Do this.
Find every line of the listing below where "draws" appears, and copy it.

Records for processing.
━━━━━━━━
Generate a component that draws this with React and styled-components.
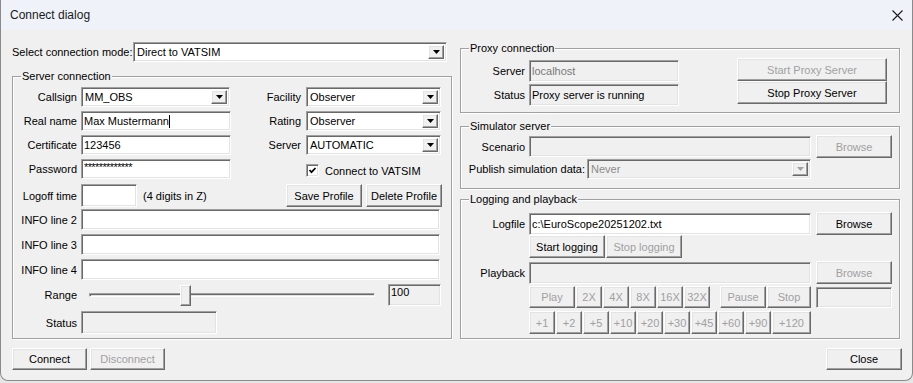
━━━━━━━━
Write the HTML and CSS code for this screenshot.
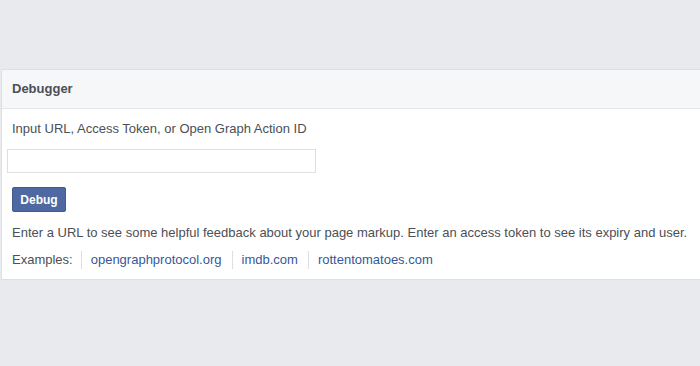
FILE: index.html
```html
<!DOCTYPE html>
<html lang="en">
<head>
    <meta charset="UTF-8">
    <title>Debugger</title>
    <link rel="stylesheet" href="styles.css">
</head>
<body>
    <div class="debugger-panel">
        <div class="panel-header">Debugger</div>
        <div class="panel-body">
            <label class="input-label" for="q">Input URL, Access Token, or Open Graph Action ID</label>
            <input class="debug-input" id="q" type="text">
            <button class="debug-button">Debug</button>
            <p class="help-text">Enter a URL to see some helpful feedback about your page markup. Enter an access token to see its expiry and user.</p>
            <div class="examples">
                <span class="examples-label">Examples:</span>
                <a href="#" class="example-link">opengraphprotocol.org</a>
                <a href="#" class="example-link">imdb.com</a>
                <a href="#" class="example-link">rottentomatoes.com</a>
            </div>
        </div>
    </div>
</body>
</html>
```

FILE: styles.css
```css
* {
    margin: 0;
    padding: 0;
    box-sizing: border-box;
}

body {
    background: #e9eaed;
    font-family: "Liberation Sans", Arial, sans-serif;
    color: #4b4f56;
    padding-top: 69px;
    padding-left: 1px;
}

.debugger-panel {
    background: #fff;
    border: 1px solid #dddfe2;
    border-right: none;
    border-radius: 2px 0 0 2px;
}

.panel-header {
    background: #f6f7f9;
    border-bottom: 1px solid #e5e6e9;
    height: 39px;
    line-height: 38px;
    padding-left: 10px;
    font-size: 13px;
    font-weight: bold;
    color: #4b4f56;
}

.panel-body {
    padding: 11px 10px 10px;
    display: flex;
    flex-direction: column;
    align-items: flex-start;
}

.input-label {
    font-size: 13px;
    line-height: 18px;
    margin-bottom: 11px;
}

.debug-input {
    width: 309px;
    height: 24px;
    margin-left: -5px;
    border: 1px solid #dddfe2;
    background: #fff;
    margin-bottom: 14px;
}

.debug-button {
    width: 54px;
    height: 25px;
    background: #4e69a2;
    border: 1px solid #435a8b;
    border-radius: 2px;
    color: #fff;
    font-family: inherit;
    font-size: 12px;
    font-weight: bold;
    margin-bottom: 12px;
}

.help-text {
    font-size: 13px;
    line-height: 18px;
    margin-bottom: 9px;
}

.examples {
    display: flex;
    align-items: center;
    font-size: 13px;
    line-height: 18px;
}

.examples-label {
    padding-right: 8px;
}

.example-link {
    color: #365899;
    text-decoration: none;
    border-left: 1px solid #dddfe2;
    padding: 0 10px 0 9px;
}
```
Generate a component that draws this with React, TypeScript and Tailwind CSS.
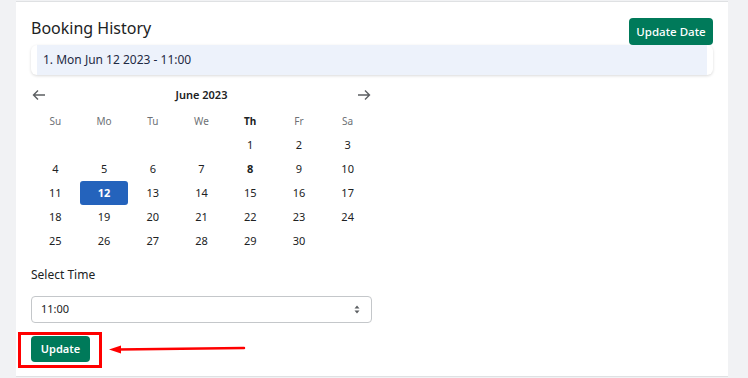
━━━━━━━━
Task answer.
Generate a component that draws this with React and styled-components.
Generate a component that draws this with React, TypeScript and Tailwind CSS.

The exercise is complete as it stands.